* _Challenge_: Extract every line that includes the string "with".

* _Excerpted records_:
▽
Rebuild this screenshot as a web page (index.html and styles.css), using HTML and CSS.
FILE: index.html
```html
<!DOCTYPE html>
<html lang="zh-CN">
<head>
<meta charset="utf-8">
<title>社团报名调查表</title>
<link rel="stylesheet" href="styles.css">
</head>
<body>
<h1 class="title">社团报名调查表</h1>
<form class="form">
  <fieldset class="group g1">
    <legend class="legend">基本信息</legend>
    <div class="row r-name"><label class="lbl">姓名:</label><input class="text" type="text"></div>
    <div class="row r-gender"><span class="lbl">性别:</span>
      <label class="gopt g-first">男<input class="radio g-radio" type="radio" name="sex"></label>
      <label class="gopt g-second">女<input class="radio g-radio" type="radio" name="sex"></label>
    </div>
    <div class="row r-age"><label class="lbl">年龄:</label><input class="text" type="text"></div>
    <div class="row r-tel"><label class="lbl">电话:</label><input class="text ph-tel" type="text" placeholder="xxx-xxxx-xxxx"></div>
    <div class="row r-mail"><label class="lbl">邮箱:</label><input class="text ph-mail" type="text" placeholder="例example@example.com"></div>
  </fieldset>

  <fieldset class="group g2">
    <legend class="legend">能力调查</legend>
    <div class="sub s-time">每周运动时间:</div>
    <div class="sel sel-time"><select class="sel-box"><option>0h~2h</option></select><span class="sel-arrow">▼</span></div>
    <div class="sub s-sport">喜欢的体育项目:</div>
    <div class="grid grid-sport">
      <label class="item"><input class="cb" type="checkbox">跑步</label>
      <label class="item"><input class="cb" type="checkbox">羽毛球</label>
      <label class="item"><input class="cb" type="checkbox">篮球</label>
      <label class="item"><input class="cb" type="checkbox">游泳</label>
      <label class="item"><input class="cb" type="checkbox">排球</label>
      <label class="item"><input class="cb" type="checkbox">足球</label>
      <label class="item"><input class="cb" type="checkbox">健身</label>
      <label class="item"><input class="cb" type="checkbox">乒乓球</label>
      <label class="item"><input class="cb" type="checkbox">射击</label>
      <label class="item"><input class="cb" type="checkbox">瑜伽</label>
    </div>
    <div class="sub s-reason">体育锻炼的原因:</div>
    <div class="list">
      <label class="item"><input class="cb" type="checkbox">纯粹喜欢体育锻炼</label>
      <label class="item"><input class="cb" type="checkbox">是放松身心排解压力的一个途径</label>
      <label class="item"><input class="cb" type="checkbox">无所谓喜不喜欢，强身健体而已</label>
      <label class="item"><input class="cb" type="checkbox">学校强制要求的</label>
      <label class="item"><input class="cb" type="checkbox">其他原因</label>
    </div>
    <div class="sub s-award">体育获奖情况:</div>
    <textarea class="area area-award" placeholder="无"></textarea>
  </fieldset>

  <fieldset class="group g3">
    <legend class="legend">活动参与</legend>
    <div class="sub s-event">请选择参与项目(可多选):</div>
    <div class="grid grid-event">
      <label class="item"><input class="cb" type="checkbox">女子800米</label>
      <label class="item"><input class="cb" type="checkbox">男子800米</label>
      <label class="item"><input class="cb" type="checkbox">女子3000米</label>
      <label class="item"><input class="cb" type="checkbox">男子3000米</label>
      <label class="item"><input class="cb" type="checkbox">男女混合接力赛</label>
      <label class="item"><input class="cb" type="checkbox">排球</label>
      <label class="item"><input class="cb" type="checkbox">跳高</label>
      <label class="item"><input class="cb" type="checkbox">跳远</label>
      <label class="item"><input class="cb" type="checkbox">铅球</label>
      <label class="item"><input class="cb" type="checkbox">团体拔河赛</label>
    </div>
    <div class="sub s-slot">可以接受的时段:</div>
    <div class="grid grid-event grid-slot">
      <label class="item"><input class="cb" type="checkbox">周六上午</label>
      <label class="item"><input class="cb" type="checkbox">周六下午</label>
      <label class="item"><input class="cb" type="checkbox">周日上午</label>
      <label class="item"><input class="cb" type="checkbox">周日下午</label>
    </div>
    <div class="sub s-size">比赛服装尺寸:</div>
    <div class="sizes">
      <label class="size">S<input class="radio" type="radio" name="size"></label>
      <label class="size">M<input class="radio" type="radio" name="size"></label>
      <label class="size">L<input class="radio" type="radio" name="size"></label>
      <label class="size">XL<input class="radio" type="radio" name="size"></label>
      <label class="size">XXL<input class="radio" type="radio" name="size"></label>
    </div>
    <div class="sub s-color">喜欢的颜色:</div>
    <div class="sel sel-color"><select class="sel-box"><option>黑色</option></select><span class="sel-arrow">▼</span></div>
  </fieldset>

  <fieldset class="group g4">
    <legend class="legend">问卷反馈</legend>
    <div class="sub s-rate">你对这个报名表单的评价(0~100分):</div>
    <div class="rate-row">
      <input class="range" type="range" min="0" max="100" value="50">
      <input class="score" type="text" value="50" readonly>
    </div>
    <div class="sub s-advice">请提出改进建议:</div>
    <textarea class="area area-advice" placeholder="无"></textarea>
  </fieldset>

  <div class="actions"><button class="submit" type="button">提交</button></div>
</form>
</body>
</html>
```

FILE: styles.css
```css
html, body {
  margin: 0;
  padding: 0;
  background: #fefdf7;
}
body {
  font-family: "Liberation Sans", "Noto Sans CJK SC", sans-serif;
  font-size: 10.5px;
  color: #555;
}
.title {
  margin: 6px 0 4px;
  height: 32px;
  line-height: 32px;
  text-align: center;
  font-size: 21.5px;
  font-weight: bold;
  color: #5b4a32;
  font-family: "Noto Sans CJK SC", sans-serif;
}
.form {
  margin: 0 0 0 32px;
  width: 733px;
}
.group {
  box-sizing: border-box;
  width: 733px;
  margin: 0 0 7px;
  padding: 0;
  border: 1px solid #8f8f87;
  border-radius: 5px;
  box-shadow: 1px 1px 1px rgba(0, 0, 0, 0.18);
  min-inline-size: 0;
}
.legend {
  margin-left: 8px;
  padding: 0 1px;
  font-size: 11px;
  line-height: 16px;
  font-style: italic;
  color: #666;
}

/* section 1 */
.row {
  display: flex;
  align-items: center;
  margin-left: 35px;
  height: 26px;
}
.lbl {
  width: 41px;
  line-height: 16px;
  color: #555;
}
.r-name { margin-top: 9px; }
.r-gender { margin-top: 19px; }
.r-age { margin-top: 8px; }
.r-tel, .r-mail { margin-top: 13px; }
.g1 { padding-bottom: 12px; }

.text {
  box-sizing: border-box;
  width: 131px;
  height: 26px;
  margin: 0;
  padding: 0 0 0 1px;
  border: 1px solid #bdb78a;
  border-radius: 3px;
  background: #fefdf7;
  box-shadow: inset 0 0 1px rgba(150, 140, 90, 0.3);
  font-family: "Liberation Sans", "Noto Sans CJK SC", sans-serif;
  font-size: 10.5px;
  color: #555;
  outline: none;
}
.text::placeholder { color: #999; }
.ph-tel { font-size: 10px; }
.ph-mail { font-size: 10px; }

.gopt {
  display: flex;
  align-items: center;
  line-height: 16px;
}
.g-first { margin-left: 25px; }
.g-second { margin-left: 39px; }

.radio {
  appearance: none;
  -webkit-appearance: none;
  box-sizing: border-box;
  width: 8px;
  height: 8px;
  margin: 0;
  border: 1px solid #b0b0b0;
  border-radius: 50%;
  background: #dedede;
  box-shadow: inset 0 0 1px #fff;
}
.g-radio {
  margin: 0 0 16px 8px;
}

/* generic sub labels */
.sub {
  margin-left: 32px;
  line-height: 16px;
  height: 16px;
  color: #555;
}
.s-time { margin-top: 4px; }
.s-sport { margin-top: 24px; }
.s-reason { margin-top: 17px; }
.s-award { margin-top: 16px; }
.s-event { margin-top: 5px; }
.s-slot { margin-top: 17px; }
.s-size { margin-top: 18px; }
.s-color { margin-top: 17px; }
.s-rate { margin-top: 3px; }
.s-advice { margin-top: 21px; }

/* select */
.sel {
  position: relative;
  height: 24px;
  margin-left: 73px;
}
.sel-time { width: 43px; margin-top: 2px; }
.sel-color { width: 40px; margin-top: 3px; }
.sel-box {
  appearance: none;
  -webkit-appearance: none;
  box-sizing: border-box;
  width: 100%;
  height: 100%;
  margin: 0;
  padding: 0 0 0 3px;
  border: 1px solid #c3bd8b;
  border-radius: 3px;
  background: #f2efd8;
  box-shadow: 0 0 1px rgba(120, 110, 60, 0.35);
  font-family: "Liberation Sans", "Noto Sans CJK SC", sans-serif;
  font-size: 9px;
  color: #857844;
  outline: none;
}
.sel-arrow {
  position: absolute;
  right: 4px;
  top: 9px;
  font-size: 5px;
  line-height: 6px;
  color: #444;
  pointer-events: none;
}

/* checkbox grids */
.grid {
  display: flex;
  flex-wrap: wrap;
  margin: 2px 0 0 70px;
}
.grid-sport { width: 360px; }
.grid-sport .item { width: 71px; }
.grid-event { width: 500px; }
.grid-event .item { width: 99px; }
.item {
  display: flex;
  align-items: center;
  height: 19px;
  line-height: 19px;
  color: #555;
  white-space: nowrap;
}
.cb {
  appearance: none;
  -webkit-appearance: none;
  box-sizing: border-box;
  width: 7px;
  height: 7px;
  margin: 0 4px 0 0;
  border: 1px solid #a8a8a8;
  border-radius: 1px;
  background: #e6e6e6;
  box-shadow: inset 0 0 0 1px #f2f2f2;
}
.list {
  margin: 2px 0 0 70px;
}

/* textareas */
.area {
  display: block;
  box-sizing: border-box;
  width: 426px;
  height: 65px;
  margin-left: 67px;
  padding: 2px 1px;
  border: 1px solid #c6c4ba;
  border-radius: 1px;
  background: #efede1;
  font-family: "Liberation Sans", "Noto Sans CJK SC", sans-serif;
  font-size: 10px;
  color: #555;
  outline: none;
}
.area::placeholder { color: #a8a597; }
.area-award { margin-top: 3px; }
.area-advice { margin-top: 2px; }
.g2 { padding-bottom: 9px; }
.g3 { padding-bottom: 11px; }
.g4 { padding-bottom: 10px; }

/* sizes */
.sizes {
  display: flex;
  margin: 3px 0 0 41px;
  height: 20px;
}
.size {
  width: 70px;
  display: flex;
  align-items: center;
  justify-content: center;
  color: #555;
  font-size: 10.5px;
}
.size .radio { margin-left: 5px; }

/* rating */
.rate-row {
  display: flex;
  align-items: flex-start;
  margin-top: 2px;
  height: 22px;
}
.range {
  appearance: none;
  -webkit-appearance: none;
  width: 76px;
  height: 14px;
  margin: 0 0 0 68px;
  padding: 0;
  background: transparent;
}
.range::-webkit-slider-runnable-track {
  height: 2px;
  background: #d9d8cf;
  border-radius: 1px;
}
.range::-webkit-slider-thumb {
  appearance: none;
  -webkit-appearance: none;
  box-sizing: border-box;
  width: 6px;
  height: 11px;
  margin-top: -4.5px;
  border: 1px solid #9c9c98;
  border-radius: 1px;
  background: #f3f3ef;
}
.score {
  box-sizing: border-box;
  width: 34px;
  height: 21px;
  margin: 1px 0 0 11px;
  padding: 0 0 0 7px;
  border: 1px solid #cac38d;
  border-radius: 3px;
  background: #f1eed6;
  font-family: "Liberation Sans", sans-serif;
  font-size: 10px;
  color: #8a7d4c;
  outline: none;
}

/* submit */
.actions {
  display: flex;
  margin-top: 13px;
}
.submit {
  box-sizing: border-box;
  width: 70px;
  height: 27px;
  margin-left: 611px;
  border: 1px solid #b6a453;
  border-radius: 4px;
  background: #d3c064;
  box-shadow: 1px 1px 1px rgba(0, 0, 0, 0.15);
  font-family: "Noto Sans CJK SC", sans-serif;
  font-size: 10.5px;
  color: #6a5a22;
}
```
△
▽
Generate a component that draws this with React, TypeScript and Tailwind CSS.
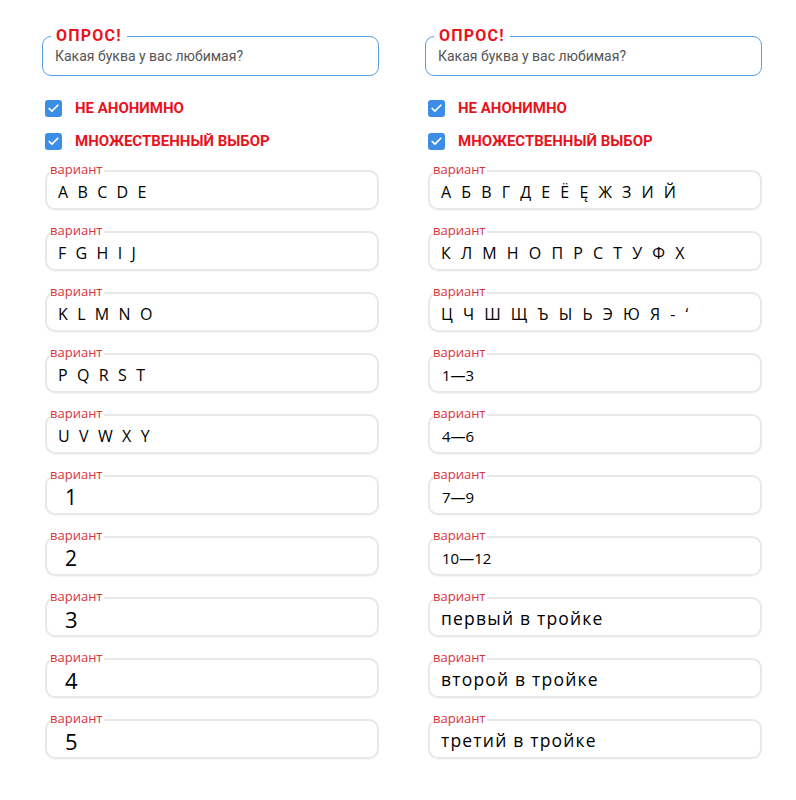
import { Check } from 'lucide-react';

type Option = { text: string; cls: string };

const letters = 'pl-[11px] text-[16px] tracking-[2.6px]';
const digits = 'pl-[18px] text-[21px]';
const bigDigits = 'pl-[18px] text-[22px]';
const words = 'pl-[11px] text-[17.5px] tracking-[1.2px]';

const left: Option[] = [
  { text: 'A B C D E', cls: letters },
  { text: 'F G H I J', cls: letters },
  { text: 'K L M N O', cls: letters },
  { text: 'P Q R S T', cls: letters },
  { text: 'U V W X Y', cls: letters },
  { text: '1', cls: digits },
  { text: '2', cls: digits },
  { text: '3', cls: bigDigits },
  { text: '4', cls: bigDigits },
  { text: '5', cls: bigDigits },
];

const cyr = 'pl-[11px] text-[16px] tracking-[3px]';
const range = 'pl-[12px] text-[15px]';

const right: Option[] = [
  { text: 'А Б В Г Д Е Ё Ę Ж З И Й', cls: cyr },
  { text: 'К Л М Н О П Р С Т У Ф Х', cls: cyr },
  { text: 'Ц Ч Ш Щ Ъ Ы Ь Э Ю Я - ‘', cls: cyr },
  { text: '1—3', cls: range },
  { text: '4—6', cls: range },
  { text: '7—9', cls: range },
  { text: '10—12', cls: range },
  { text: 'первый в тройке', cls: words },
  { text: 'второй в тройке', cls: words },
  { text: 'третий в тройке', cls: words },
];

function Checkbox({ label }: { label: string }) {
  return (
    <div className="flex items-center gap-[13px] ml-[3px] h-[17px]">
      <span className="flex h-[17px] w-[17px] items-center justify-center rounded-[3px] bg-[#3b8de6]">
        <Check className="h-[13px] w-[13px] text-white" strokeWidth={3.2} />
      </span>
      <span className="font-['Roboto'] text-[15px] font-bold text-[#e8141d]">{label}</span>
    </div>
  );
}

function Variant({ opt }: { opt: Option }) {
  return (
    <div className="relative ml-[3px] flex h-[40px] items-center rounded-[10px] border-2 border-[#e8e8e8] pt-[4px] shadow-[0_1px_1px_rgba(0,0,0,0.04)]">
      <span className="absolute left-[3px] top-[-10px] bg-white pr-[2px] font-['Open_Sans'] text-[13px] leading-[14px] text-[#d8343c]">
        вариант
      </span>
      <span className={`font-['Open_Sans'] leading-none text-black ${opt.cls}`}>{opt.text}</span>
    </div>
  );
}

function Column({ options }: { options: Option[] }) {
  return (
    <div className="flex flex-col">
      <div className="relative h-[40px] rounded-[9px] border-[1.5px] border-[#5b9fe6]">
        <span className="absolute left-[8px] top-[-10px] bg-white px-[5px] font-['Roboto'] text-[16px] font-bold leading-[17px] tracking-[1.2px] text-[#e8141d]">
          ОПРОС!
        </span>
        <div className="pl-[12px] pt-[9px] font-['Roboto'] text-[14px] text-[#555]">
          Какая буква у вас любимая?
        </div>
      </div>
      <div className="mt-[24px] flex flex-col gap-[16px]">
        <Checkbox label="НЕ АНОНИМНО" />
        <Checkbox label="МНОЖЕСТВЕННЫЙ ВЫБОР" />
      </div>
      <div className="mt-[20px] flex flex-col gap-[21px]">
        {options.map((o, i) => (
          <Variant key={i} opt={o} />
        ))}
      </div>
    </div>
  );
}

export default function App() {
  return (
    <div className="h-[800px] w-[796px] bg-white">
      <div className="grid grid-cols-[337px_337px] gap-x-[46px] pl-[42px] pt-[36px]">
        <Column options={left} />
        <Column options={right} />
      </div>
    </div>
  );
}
△
▽
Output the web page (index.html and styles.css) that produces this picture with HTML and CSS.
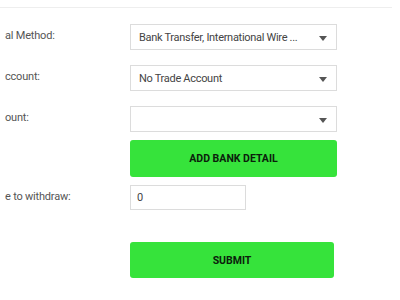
△
* _Completed exercise_:
Generate a component that draws this with React, TypeScript and Tailwind CSS.
Output the web page (index.html and styles.css) that produces this picture with HTML and CSS.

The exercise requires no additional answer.